Even prior to Carnegie Mellon adopting Rave Guardian, there was a comprehensive risk management program in place on campus, most of it with behind the scenes support and actions from Carnegie Mellon risk staff. More visible elements include our campus police, blue dot system, and CMU-Alert system. The Enterprise team explains that “the biggest incentive to adding Rave Guardian was to provide students, faculty, and staff the opportunity to have access to an app on their mobile phones for multiple emergency communications purposes.” This was a way to take the existing online support and hotlines, and combine them in a singular location for easier access. Bruce Gerson of The Piper explains some of these connected resources, which include hotlines to University Police, UHS, CaPS, and the Employee Assistance Program, as well as links for the CMU escort service and CMU shuttle bus.

Hotlines aren’t the only useful feature on the app. Gerson furthers that users can create an emergency profile, and information such as their name and image can be sent to University Police along with their location when an emergency call is made, to make it easier for emergency response. The app even compliments the CMU-Alert system, enabling students to receive CMU-Alert notifications even when they don’t have cell service.

“We call it our ‘virtual buddy system,’" the Enterprise team explains. "The best way to describe it is if you are walking alone at night, the safety timer will allow you to set a timer for how long you think it will take you to get to your destination safely. If the timer expires, Rave Guardian will notify your pre-selected contacts or University Police.”

Of course, with any app containing location tracking software, students can expect to have questions pertaining to the privacy concerns.
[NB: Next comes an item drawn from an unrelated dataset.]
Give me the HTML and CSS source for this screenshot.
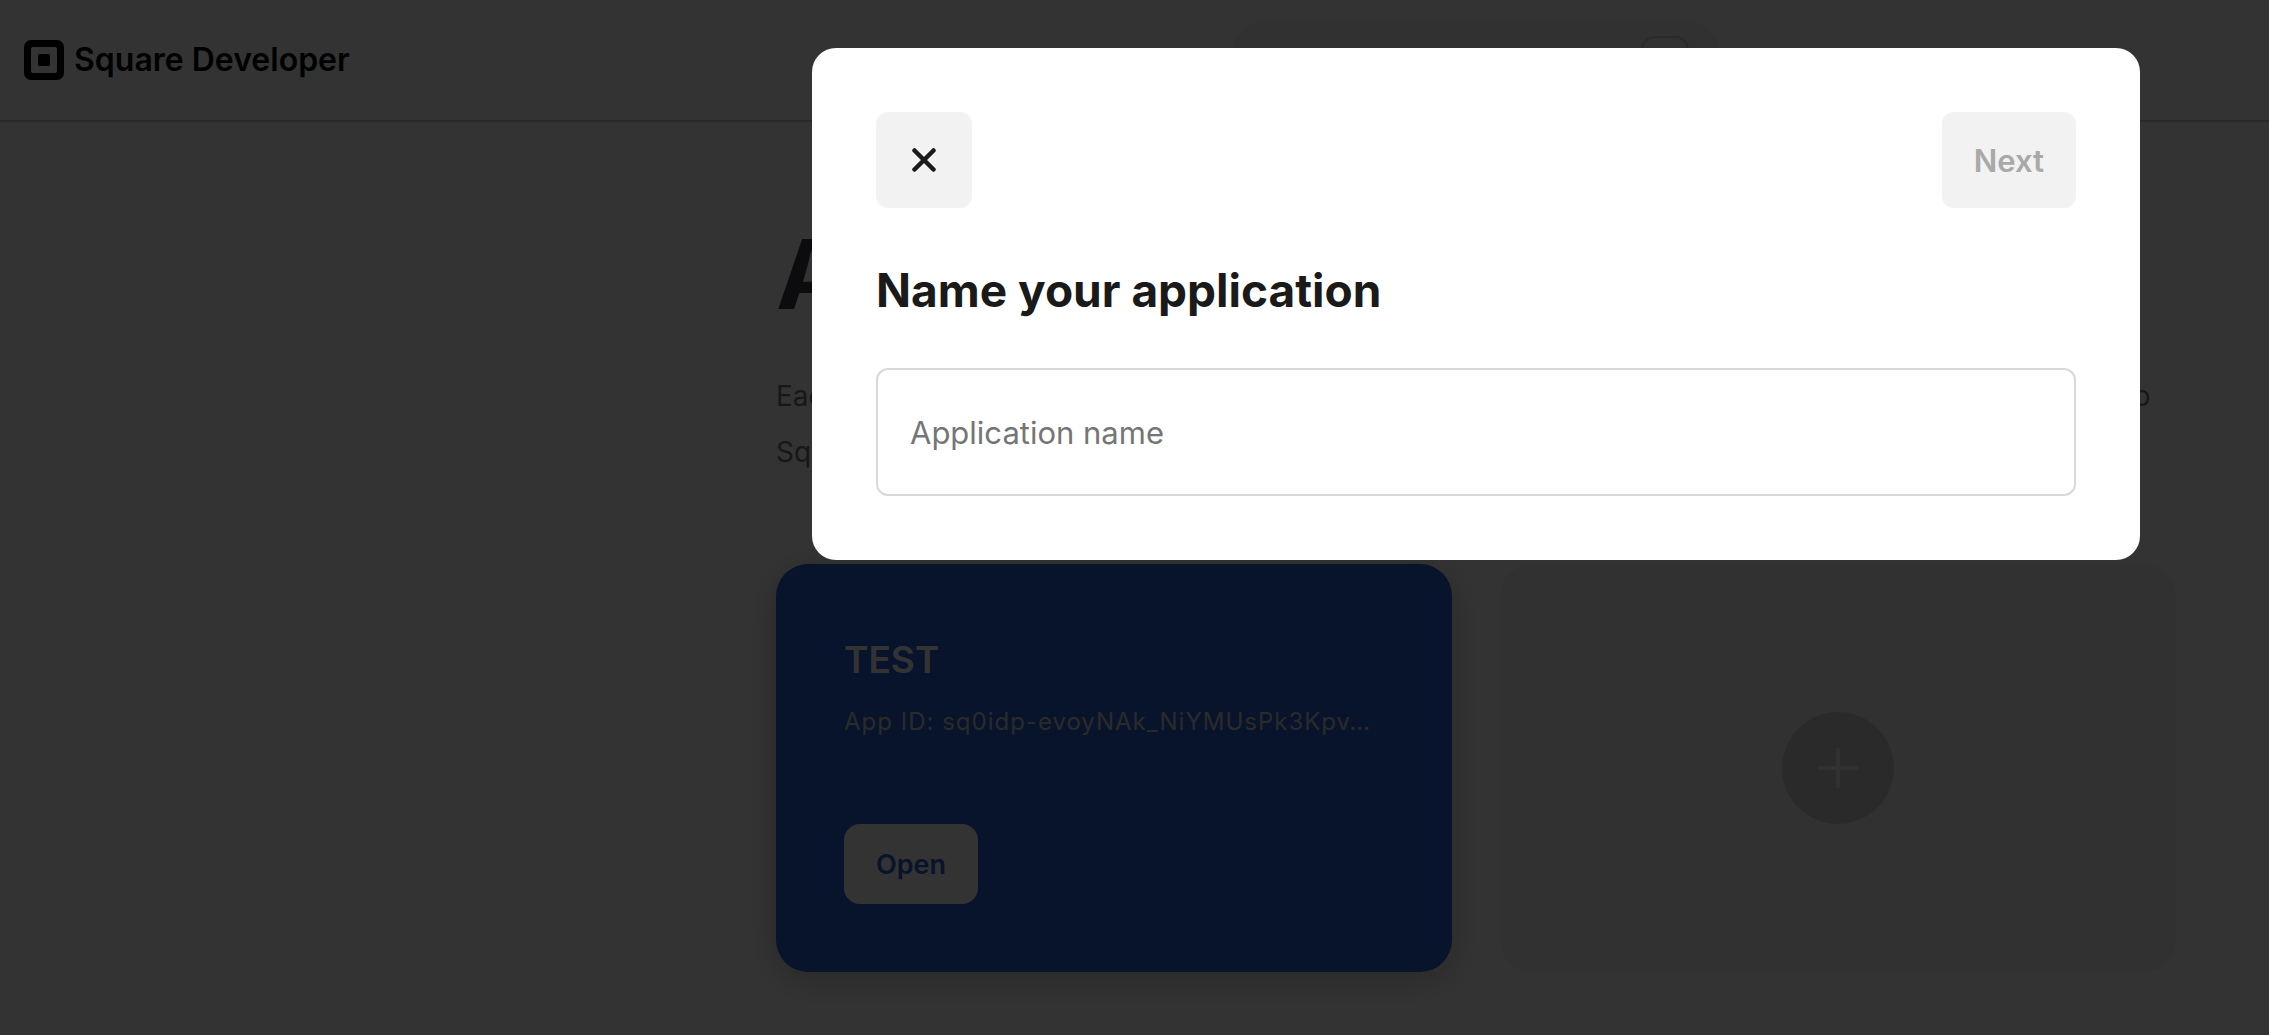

Luckily, being the highly-ranked computer science university that Carnegie Mellon is, the app couldn’t have rolled out without thorough review. The Enterprise team echoes this sentiment, stating that “Privacy and security are important for any new technology being implemented.” Prior to Carnegie Mellon adopting this tool, Gerson explains, the Information Security Office ensured its security and safety, conducting “a complete examination of the app and how it stores information.” Not only was it satisfactory, but the methods to which information is shared are limited to ensure the app is non-invasive. Enterprise explains that the main use of location services are to send the location to the University Police at the time of the emergency call so that officers know where to go, clarifying that “Rave Guardian location information is only activated at that time and when the location settings are enabled on a user's smartphone.”

When downloading a new app, especially one with such capabilities, it’s ok to hesitate when it comes to privacy. But in the case of Rave Guardian, Carnegie Mellon really did their homework, and found an option that substantially increases their emergency response capabilities for crises in the real world, while also maintaining an incredibly safe environment for users in cyberspace.

When asked about app usage, Enterprise stressed that “If just one of these situations helped keep someone safe, then it is successful.” So the best way to benefit from this safety and success? Download the app.